Continuing the Crook County News Since 1884
Notes from an Uprooted Englishwoman
The concept of personal sacrifice isn’t exactly foreign to these parts. You need only look south to Fish Mountain to be reminded the strong streak of courage that runs through our community.
I came across a story from my homeland last week that, on the face of it, is really quite sad. However, its centuries-spanning impact is a testament to the importance of doing the right thing, even when you can’t be sure what impact your actions are going to have – or who exactly will be impacted.
Our story takes place in Eyam, a tiny village located in the Peak District, in the center of the north of England. It’s a timeless village that doesn’t look much different today to how it appeared back in 1665, when the last wave of the Great Plague was sweeping through London.
In case you aren’t aware of that horrifying event, it was a devastating epidemic of bubonic plague that is thought to have wiped out almost half of Europe’s population. It was caused by black fleas carried through the streets on black rats, although that was not something the medical community yet understood, all the way back in the seventeenth century.
More than 100,000 people in London died over the next year – a fifth of the population of England’s capital city. Infection was rampant, survival odds were low and the rich were fleeing the city in droves, but the plague was still largely contained mainly to the southeast of the country.
That was, until it reached the little village of Eyam, a few miles from the northern city of Sheffield.
In August, 1665, the village tailor received a bundle of fabrics from the capital city. As it turned out, the fabric was infested with fleas.
A week later, his assistant died. Soon after, the tailor died, and so did the rest of his household.
Then the neighbors began to fall sick. The plague, it seemed, had escaped the big city.
A new vicar had recently come to the village, and he was the first to realize what needed to be done to prevent the plague from spreading further into the north. However, he was not a popular man among his parishioners.
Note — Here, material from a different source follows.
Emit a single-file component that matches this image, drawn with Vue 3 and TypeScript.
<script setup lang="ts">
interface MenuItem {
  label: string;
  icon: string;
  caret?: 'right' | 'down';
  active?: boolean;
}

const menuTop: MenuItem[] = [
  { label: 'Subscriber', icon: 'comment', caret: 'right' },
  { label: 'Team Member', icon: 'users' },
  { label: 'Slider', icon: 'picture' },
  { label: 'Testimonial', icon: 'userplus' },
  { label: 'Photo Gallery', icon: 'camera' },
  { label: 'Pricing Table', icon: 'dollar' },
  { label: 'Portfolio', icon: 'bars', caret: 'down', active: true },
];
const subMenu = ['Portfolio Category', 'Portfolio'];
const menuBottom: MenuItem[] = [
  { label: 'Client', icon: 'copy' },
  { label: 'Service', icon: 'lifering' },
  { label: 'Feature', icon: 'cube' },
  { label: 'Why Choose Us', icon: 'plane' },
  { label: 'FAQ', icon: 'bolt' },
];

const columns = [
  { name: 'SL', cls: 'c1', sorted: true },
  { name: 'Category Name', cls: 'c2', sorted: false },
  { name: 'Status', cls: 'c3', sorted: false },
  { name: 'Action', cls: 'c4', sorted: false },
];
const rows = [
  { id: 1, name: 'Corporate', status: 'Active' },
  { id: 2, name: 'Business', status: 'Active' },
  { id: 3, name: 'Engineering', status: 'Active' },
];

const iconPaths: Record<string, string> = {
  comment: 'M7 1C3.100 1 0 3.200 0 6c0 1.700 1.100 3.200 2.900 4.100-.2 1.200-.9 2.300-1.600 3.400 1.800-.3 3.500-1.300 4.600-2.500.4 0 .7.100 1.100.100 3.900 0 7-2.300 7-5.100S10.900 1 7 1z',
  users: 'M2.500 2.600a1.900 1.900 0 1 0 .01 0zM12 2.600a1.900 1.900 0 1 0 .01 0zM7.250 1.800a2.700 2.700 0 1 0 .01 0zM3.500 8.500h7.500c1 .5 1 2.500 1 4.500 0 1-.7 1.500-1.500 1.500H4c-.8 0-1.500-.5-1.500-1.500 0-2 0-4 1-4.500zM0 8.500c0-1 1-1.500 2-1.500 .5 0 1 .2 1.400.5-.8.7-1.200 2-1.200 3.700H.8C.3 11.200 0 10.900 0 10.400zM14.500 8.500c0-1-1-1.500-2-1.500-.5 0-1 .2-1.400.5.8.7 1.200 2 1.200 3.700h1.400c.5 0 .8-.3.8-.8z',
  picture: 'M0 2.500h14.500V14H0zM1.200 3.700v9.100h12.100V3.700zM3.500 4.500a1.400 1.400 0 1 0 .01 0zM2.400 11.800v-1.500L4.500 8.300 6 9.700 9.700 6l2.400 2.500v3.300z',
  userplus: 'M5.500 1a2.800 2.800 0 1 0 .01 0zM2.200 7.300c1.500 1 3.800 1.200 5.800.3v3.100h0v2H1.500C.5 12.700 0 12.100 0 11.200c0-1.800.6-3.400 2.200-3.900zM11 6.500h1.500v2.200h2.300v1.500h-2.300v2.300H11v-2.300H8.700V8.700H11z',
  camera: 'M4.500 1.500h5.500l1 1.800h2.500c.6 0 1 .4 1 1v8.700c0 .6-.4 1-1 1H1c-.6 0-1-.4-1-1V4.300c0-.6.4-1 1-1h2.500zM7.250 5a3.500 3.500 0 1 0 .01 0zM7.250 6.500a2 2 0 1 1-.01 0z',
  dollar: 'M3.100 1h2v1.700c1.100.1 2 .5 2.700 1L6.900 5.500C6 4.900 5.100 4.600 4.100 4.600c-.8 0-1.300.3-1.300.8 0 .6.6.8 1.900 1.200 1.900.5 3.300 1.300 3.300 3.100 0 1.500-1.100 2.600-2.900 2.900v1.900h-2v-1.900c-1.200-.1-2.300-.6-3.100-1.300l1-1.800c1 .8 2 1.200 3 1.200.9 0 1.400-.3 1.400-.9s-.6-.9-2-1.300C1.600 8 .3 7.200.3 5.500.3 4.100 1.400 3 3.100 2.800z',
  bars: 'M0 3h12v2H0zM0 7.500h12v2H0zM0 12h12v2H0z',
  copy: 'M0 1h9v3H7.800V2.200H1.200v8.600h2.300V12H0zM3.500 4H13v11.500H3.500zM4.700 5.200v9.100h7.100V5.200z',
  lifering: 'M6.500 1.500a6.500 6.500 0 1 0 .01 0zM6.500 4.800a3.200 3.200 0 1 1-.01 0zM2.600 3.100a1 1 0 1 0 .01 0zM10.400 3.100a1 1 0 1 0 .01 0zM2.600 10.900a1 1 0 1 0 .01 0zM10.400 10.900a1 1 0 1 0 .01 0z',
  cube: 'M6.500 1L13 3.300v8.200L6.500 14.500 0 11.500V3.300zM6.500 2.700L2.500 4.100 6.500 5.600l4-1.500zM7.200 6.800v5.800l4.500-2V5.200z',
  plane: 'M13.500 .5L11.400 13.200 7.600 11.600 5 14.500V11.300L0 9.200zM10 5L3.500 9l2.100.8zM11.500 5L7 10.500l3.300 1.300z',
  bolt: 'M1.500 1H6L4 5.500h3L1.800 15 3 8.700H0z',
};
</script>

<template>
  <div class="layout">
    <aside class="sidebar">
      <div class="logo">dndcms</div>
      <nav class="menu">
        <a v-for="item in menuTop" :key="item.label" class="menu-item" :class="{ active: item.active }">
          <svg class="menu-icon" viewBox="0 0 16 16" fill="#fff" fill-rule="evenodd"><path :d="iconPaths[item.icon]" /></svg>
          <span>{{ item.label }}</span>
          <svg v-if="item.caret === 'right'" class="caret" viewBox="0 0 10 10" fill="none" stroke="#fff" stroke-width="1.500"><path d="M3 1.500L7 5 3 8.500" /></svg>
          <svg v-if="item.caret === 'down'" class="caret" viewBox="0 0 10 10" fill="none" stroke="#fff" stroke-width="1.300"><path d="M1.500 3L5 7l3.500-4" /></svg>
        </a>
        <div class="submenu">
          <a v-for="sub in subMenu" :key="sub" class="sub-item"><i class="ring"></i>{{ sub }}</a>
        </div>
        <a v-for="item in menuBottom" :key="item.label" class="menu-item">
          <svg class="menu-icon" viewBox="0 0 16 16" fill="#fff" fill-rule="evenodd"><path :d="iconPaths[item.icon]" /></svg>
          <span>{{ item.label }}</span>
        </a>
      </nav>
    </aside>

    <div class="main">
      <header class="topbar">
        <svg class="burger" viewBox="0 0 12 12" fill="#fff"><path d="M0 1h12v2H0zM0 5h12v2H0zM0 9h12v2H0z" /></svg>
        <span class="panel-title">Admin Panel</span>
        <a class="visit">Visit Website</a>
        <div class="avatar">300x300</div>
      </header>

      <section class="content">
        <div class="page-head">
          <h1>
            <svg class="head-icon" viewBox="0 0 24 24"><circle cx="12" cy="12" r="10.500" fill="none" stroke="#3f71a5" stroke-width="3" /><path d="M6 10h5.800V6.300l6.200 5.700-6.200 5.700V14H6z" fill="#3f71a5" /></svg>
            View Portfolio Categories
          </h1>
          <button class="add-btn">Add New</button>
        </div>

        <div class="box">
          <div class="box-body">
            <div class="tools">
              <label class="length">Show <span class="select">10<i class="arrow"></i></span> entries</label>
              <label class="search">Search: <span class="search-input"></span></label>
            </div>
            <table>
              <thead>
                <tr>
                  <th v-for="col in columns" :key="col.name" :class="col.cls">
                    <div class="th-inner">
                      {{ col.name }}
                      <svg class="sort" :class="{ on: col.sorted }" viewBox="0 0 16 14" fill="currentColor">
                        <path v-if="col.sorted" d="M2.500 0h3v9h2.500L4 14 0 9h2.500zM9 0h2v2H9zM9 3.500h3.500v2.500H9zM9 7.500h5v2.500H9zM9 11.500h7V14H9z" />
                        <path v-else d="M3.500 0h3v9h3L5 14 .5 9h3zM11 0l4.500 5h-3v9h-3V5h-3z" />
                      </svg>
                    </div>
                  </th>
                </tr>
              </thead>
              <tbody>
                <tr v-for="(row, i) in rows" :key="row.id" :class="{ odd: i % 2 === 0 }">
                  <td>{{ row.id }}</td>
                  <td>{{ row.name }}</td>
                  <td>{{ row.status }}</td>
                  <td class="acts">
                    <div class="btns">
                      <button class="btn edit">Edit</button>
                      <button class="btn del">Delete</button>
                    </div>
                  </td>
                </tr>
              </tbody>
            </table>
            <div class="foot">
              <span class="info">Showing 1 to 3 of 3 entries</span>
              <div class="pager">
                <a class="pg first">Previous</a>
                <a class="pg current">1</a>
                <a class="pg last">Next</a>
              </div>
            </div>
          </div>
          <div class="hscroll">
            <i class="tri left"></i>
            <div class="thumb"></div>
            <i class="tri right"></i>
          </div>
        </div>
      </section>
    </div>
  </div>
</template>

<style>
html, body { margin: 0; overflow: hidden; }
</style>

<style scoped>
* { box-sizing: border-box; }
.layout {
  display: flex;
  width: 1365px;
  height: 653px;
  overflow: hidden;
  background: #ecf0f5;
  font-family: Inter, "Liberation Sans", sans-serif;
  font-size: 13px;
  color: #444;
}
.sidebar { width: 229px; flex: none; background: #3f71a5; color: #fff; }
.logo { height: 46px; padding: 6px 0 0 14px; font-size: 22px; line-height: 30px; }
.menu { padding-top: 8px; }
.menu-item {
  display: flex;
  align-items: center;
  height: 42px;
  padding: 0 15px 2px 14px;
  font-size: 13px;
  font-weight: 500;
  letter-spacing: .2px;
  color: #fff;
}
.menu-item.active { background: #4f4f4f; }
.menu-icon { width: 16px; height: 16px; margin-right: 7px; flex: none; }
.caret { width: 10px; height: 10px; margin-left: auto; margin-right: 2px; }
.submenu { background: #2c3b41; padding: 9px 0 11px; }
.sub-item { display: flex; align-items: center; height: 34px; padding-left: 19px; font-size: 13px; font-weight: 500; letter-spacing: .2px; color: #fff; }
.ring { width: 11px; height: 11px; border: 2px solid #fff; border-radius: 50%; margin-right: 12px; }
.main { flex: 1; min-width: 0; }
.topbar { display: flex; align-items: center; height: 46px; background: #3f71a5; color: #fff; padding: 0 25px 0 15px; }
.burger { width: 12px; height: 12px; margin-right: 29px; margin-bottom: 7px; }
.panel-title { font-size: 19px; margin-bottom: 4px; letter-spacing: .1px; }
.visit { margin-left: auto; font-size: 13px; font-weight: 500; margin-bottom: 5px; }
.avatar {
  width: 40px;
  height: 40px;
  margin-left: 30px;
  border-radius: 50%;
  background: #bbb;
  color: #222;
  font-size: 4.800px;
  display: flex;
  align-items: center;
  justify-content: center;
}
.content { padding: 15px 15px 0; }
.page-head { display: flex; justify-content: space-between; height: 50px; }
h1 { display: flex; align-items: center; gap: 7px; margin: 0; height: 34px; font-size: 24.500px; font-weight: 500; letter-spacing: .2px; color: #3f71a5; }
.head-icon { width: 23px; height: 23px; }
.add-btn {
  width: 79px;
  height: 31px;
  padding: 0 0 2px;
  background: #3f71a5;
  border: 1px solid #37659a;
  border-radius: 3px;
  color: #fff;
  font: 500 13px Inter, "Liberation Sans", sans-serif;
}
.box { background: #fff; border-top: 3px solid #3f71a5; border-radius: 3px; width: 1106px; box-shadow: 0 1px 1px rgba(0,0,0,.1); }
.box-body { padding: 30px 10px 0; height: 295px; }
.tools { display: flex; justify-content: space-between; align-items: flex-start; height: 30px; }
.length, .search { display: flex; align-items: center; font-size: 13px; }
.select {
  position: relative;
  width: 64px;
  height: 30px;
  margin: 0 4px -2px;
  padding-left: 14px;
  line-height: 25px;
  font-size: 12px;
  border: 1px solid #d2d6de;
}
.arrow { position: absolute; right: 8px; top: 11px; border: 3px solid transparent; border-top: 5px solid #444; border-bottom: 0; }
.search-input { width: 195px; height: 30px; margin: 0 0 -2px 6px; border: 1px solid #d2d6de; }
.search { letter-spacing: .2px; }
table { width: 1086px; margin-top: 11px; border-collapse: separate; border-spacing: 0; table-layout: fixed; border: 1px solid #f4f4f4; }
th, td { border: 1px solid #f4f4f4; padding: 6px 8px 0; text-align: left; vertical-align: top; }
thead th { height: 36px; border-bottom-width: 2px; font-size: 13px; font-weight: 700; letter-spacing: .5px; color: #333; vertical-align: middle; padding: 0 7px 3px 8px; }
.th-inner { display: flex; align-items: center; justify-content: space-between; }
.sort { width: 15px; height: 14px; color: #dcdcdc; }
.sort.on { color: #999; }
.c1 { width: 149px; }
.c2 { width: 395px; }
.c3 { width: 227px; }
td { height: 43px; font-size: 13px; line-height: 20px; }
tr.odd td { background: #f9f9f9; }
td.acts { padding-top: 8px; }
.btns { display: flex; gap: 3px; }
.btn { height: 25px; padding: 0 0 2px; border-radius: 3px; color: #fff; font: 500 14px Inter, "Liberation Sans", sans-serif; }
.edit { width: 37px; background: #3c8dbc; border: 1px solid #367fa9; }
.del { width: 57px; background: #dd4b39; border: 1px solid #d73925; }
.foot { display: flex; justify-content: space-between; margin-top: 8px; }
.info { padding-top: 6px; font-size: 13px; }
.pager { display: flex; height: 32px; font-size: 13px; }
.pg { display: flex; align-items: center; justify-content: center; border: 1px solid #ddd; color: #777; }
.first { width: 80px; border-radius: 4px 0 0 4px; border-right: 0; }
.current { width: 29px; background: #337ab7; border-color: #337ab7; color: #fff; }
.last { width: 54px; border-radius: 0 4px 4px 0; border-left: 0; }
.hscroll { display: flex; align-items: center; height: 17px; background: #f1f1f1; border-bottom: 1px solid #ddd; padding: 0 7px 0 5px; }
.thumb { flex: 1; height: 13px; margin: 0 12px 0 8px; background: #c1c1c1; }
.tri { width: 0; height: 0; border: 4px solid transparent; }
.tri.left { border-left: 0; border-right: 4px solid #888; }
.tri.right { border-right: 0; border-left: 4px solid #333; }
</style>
Unsure whether he’d been able to convince them himself, William Mompesson called upon the help of his predecessor, Thomas Stanley. Together, they called a meeting of the entire village and asked everyone to voluntarily quarantine themselves within Eyam.
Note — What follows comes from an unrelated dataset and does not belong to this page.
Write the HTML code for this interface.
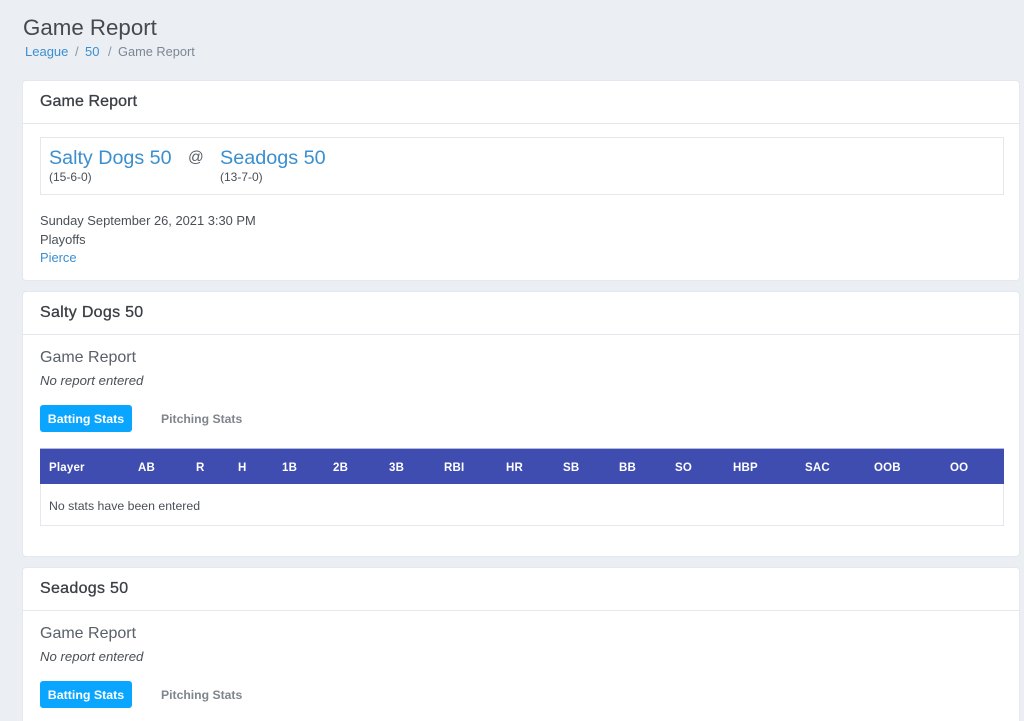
<!DOCTYPE html>
<html><head><meta charset="utf-8"><style>
html,body{margin:0;padding:0;width:1024px;height:721px;overflow:hidden;background:#ebeef3;font-family:"Liberation Sans",sans-serif;color:#495057}
#w{position:absolute;left:0;top:0;width:1024px;height:721px;overflow:hidden}
.t{position:absolute;white-space:nowrap;line-height:1}
.a{color:#3a8fd0}
.card{position:absolute;left:22px;width:998px;background:#fff;border:1px solid #e3e8ef;border-radius:4px;box-sizing:border-box}
.line{position:absolute;left:23px;width:996px;height:1px;background:#e3e8ef}
.h{font-size:16px;color:#3b3f45;-webkit-text-stroke:.3px #3b3f45;letter-spacing:.3px}
.th{position:absolute;top:462px;font-size:11.5px;font-weight:bold;color:#fff;line-height:12px;white-space:nowrap;letter-spacing:.2px}
.btn{position:absolute;left:40px;width:92px;height:27px;background:#0aa5ff;border-radius:3px;color:#fff;font-size:12.4px;font-weight:bold;text-align:center;line-height:28px}
</style></head><body><div id="w">
<div class="t" style="left:23px;top:17px;font-size:22.3px;color:#464a50">Game Report</div>
<div class="t a" style="left:25px;top:45px;font-size:13px">League</div>
<div class="t" style="left:75px;top:45px;font-size:13px;color:#8a94a0">/</div>
<div class="t a" style="left:85px;top:45px;font-size:13px">50</div>
<div class="t" style="left:108px;top:45px;font-size:13px;color:#8a94a0">/</div>
<div class="t" style="left:118px;top:46px;font-size:12.8px;color:#7b8794">Game Report</div>

<div class="card" style="top:80px;height:201px"></div>
<div class="line" style="top:123px"></div>
<div class="t h" style="left:40px;top:94px;letter-spacing:.1px">Game Report</div>
<div style="position:absolute;left:40px;top:137px;width:964px;height:58px;box-sizing:border-box;border:1px solid #e3e8ef"></div>
<div class="t a" style="left:49px;top:149px;font-size:19.7px">Salty Dogs 50</div>
<div class="t" style="left:188px;top:150px;font-size:15.5px;color:#5a6068">@</div>
<div class="t a" style="left:220px;top:149px;font-size:19.8px">Seadogs 50</div>
<div class="t" style="left:49px;top:171px;font-size:12px">(15-6-0)</div>
<div class="t" style="left:220px;top:171px;font-size:12px">(13-7-0)</div>
<div class="t" style="left:40px;top:215px;font-size:12.9px">Sunday September 26, 2021 3:30 PM</div>
<div class="t" style="left:40px;top:234px;font-size:12.9px">Playoffs</div>
<div class="t a" style="left:40px;top:252px;font-size:12.9px">Pierce</div>

<div class="card" style="top:291px;height:266px"></div>
<div class="line" style="top:334px"></div>
<div class="t h" style="left:40px;top:305px">Salty Dogs 50</div>
<div class="t" style="left:40px;top:350px;font-size:16px;color:#5a6068">Game Report</div>
<div class="t" style="left:40px;top:374px;font-size:13.2px;font-style:italic">No report entered</div>
<div class="btn" style="top:405px">Batting Stats</div>
<div class="t" style="left:161px;top:413px;font-size:12.2px;font-weight:bold;color:#7f858c">Pitching Stats</div>
<div style="position:absolute;left:40px;top:448px;width:964px;height:78px;box-sizing:border-box;border:1px solid #e3e8ef;border-top:0"></div>
<div style="position:absolute;left:40px;top:448px;width:964px;height:36px;background:#3f4db0;border-top:1px solid #b3bae0;box-sizing:border-box"></div>
<div class="th" style="left:49px">Player</div>
<div class="th" style="left:138px">AB</div>
<div class="th" style="left:196px">R</div>
<div class="th" style="left:238px">H</div>
<div class="th" style="left:282px">1B</div>
<div class="th" style="left:333px">2B</div>
<div class="th" style="left:389px">3B</div>
<div class="th" style="left:444px">RBI</div>
<div class="th" style="left:506px">HR</div>
<div class="th" style="left:563px">SB</div>
<div class="th" style="left:619px">BB</div>
<div class="th" style="left:675px">SO</div>
<div class="th" style="left:733px">HBP</div>
<div class="th" style="left:805px">SAC</div>
<div class="th" style="left:874px">OOB</div>
<div class="th" style="left:950px">OO</div>
<div class="t" style="left:49px;top:500px;font-size:12.3px">No stats have been entered</div>

<div class="card" style="top:567px;height:170px"></div>
<div class="line" style="top:610px"></div>
<div class="t h" style="left:40px;top:581px">Seadogs 50</div>
<div class="t" style="left:40px;top:626px;font-size:16px;color:#5a6068">Game Report</div>
<div class="t" style="left:40px;top:650px;font-size:13.2px;font-style:italic">No report entered</div>
<div class="btn" style="top:681px">Batting Stats</div>
<div class="t" style="left:161px;top:689px;font-size:12.2px;font-weight:bold;color:#7f858c">Pitching Stats</div>
</div></body></html>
Surprisingly, virtually everyone agreed.
They built an exclusion zone known as a “cordon sanitaire”, made of large, flat stones, at the borders of the village. Eyam was not self-sufficient, but a plan was devised whereby deliveries of food from neighboring villages were left by those stones, and payment was left in exchange in bowls of vinegar, which was believed to cleanse them of the plague. The Earl of Devonshire also helped out by agreeing to send food and supplies as long as the villagers stayed quarantined.
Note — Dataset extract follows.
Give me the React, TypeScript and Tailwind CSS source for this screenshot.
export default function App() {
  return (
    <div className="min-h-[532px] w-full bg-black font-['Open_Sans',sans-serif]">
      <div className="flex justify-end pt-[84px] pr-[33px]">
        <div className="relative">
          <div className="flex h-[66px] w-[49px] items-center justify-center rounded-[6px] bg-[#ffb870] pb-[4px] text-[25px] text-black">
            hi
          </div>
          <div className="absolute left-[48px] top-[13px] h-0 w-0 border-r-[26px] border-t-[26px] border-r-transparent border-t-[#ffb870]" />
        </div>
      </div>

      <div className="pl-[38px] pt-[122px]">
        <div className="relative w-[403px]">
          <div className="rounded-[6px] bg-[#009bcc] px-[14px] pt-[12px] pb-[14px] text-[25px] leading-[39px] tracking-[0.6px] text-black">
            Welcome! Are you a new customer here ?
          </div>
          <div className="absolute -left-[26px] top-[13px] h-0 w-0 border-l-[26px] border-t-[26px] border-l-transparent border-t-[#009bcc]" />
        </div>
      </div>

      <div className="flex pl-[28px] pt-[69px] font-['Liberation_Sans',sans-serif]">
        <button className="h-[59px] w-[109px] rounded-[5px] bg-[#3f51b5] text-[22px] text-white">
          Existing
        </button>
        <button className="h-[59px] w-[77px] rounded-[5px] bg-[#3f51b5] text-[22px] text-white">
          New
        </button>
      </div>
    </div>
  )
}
For over a year, the quarantine held. It seems there were almost no attempts to cross the line, even when the plague was at its worst.
The village paid a heavy toll for its bravery. By November, 1666, three quarters of the villagers had died, leaving an estimated 83 survivors. By all accounts, more than 70 families were entirely wiped out.
Stories remain of the tragedy that held the village in its grasp for those 14 months, including the woman who lost six of her children and her husband within eight days. People from the nearby village of Stoney Middleton are said to have stood on the hill nearby in solidarity as she buried them.
The most famous is told in the Plague Window, a beautiful stained glass window in the village church. A pair of lovers are separated by a stream, one on the inside of the exclusion zone and one on the outside.
Emmot Syddall and Rowland Torre met at the stream once each week, shouting at each other across the water, but unable to move closer or touch. They kept this up throughout the quarantine, until one day, she did not come.
The story of Eyam may be tragic, but the actions of those brave souls kept the plague from spreading its tendrils into the north. But their impact doesn’t stop there – not even close. You see, not enough of them died.
I’m aware that’s a strange thing to say, but the Black Death was not something many people survived. Geneticist Dr. Stephen O’Brien had a suspicion that a particular gene mutation called “delta 32” might be the reason some people are immune to diseases like the plague. It was already known that this mutation provided protection from HIV.
O’Brien hypothesized that it might prevent the plague from being able to enter a host’s white blood cells, and Eyam was the perfect place to test this theory because so many descendants of those villagers still live there. Sure enough, he found delta 32 in 14% of the samples taken – a statistically significant percentage, if you consider how much the gene pool would have been diluted in all that time.
His discovery led to several important steps forward in treatment for HIV-AIDS, including the first cure in a patient who was infused with donor stem cells in 2006.
Back in 1665, those villagers had no idea what HIV was. They didn’t even know the people of the north whose lives they were hoping to save, but they still made that unimaginably difficult choice.
Centuries later, this tiny community is still protecting its neighbors, though these days those neighbors are spread all across the world. Who knows…if you have British roots in your family, it might just be that you, too, are here today thanks to the sacrifice made by the villagers of Eyam.